Though the main action in the war was on the Western Front, the empire was the locale of several major battles that ultimately not just decided the fate of the Ottomans and shaped a new Turkey, but also gave birth to new nations all across West Asia. The latter resulted not so much from the bloody battles that were fought in different West Asian theatres - Mesopotamia, the Arabian Peninsula, the Suez Canal and Palestine - but from the behind-the-scenes diplomatic shenanigans involving Britain, France and Russia, who together decided on the distribution of the Ottoman territories amongst themselves.

The best known "plan" in this regard is of course the "Sykes-Picot" agreement, in terms of which, in 1916, two middle-level British and French diplomats, Mark Sykes and Georges Picot, re-worked the cartographic shape of West Asia to their advantage. Sean McMeekin reminds us that this agreement should correctly be called the "Sykes-Picot-Sazonov" agreement, the last named being the Russian foreign minister who claimed for Russia full control over the Black Sea, the Bosphorus and the capital, Constantinople, while France and Britain divided the rest of West Asia between them.

McMeekin rightly stresses that the final territorial distribution did not follow this plan: in the final settlement, many more powers were involved; the Russians did not assert their claims since they opted out of the conflict and the later territorial settlement after their revolution; the final shape of Turkey was quite different from what had been envisaged in the agreement, and the borders finally drawn in West Asia were also different from what the Anglo-French diplomats had planned. All true, but the fact remains that the principle of territorial distribution between Britain and France, broadly agreed to by Sykes and Picot, (with the exception of the "Jewish homeland", pursued a little later by the British), were actually implemented on the ground.

Before this, of course, the empire's demise was marked by defeat, extreme cruelty and widespread tragedy. In the period 1911-23, the Ottomans lost about half a million soldiers, while their population went from 21 million to 17 million. Over half a million Armenians paid the price for their support of Russia in the war. A few million Greeks and Turks were forcibly "exchanged" after the war as part of a "collective population transfer", so that their new nations were denuded of other communities that for centuries had lived side by side.

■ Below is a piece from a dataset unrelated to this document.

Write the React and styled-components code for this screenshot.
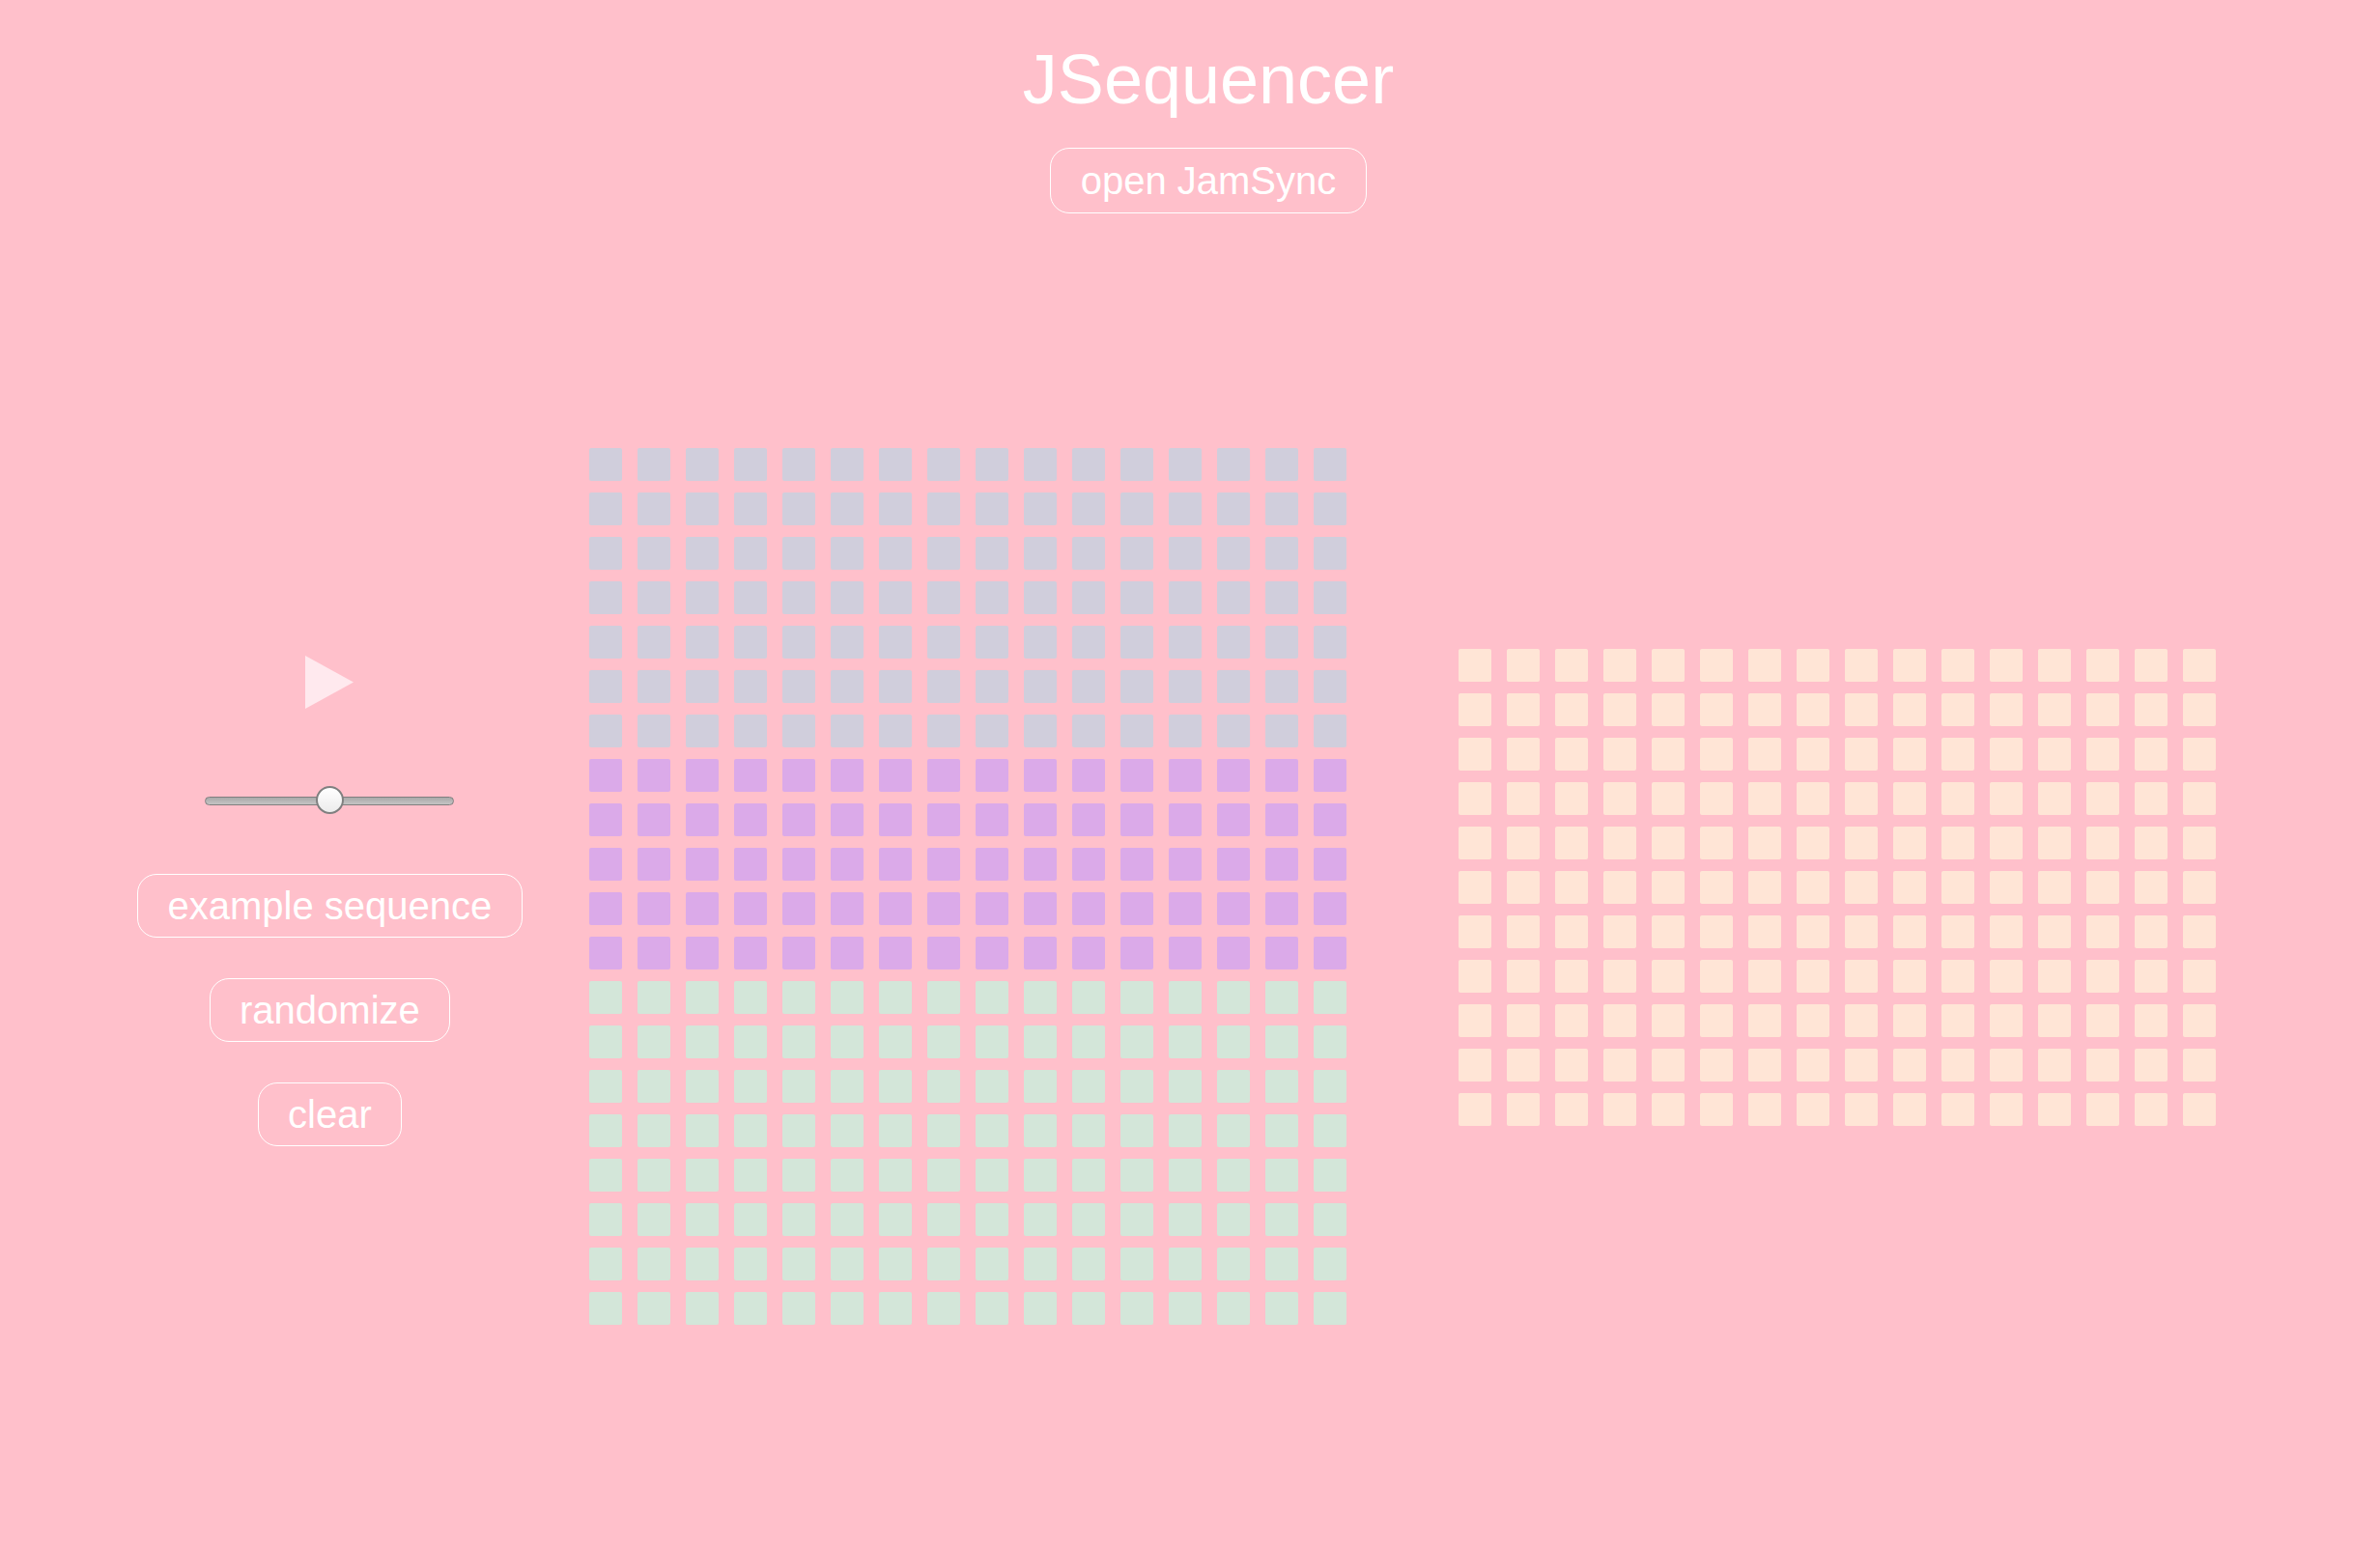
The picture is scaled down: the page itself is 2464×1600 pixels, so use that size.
import React from "react";
import styled, { createGlobalStyle } from "styled-components";

const GlobalStyle = createGlobalStyle`
  html, body {
    margin: 0;
    padding: 0;
    background-color: #ffc0cb;
  }

  body {
    font-family: "Liberation Sans", Arial, Helvetica, sans-serif;
    color: #ffffff;
  }
`;

const Page = styled.div`
  min-height: 1600px;
  background-color: #ffc0cb;
  box-sizing: border-box;
`;

const Header = styled.header`
  display: flex;
  flex-direction: column;
  align-items: center;
  padding-left: 38px;
  padding-top: 41px;
`;

const Title = styled.h1`
  margin: 0;
  font-size: 72px;
  font-weight: 400;
  line-height: 83px;
  color: #ffffff;
`;

const PillButton = styled.button`
  font-family: "Liberation Sans", Arial, Helvetica, sans-serif;
  font-size: 40px;
  line-height: 46px;
  color: #ffffff;
  background: transparent;
  border: 1.5px solid #ffffff;
  border-radius: 20px;
  box-sizing: border-box;
  height: ${({ $tall }) => ($tall ? 68 : 66)}px;
  padding: 0 30.5px;
  cursor: pointer;
  outline: none;
  margin-top: ${({ $top }) => $top || 0}px;
`;

const Main = styled.main`
  display: flex;
  align-items: flex-start;
  margin-top: 243px;
  padding-left: 142px;
`;

const Controls = styled.div`
  display: flex;
  flex-direction: column;
  align-items: center;
  margin-top: 215px;
  margin-right: 69px;
`;

const PlayButton = styled.div`
  width: 50px;
  height: 55px;
  cursor: pointer;

  svg {
    display: block;
  }
`;

const Slider = styled.input`
  -webkit-appearance: none;
  appearance: none;
  width: 258px;
  height: 30px;
  margin: 80px 0 0;
  background: transparent;

  &::-webkit-slider-runnable-track {
    height: 9px;
    border-radius: 5px;
    border: 1.5px solid #7f7f7f;
    background: linear-gradient(#a9a9a9, #c4c4c4);
    box-sizing: border-box;
  }

  &::-webkit-slider-thumb {
    -webkit-appearance: none;
    width: 29px;
    height: 29px;
    margin-top: -11.5px;
    border-radius: 50%;
    border: 2px solid #808080;
    background: linear-gradient(#ffffff, #ececec);
    box-sizing: border-box;
  }
`;

const Grid = styled.div`
  display: grid;
  grid-template-columns: repeat(16, 34px);
  column-gap: 16px;
  row-gap: 12px;
  margin-top: ${({ $top }) => $top || 0}px;
  margin-right: ${({ $gap }) => $gap || 0}px;
`;

const Cell = styled.div`
  width: 34px;
  height: 34px;
  border-radius: 2px;
  background-color: ${({ $color }) => $color};
`;

const GRAY = "#d0cedc";
const PURPLE = "#dbaae9";
const GREEN = "#d3e6d9";
const PEACH = "#ffe5d6";

const drumRows = [
  ...Array(7).fill(GRAY),
  ...Array(5).fill(PURPLE),
  ...Array(8).fill(GREEN),
];
const synthRows = Array(11).fill(PEACH);

function StepGrid({ rows, gap, top }) {
  return (
    <Grid $gap={gap} $top={top}>
      {rows.map((color, r) =>
        Array.from({ length: 16 }).map((_, c) => (
          <Cell key={`${r}-${c}`} $color={color} />
        ))
      )}
    </Grid>
  );
}

export default function App() {
  return (
    <Page>
      <GlobalStyle />
      <Header>
        <Title>JSequencer</Title>
        <PillButton $tall $top={29}>
          open JamSync
        </PillButton>
      </Header>
      <Main>
        <Controls>
          <PlayButton>
            <svg width="50" height="55" viewBox="0 0 50 55">
              <polygon points="0,0 50,27.5 0,55" fill="#ffe9ee" />
            </svg>
          </PlayButton>
          <Slider type="range" min="0" max="100" defaultValue="50" />
          <PillButton $top={61}>example sequence</PillButton>
          <PillButton $top={42}>randomize</PillButton>
          <PillButton $top={42}>clear</PillButton>
        </Controls>
        <StepGrid rows={drumRows} gap={116} />
        <StepGrid rows={synthRows} top={208} />
      </Main>
    </Page>
  );
}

Turkey, in fact, was at its best after the Great War, when its defeated and demoralised forces were re-organised by Mustafa Kemal and, in a series of hard-fought battles across Asia Minor, were able to re-claim their homeland from the Greeks backed by Western powers, re-establish themselves along the Black Sea, and above all retain their hold over the Bosphorus and their traditional capital, Constantinople, across the straits in Europe.

This book is primarily a military history, covering in considerable detail the various battles involving the Ottoman forces in different theatres, which are embellished with excellent maps. But, contrary to its title, there is very little about the "making of the modern Middle East" in the book. The last chapter, titled "Lausanne and the Ottoman Legacy", devotes only five pages to West Asia and just does not do justice to the emergence of the Arab states (initially under Anglo-French tutelage), whose present-day confrontations and conflicts suggest a possible unravelling of the regional state system.

The few comments McMeekin does make about contemporary West Asia are superficial, even inane: he suggests that Iraq's multi-ethnic and multi-faith order had been sustained only by the harsh authoritarian system, but fails to mention that the present-day sectarian divide is largely the result of deliberate divide-and-rule policies of the US occupation from 2003. His remarks relating to Palestine are particularly shallow: he says that the last Western troops left this territory well before the first major war started, but does not note the US's consistent backing of Israel's violence and its maximalist agenda at the expense of the rights of the Palestinian people.

In West Asia, with continued Western interventions and depredations, the legacy of Sykes-Picot is still a palpable reality a hundred years later.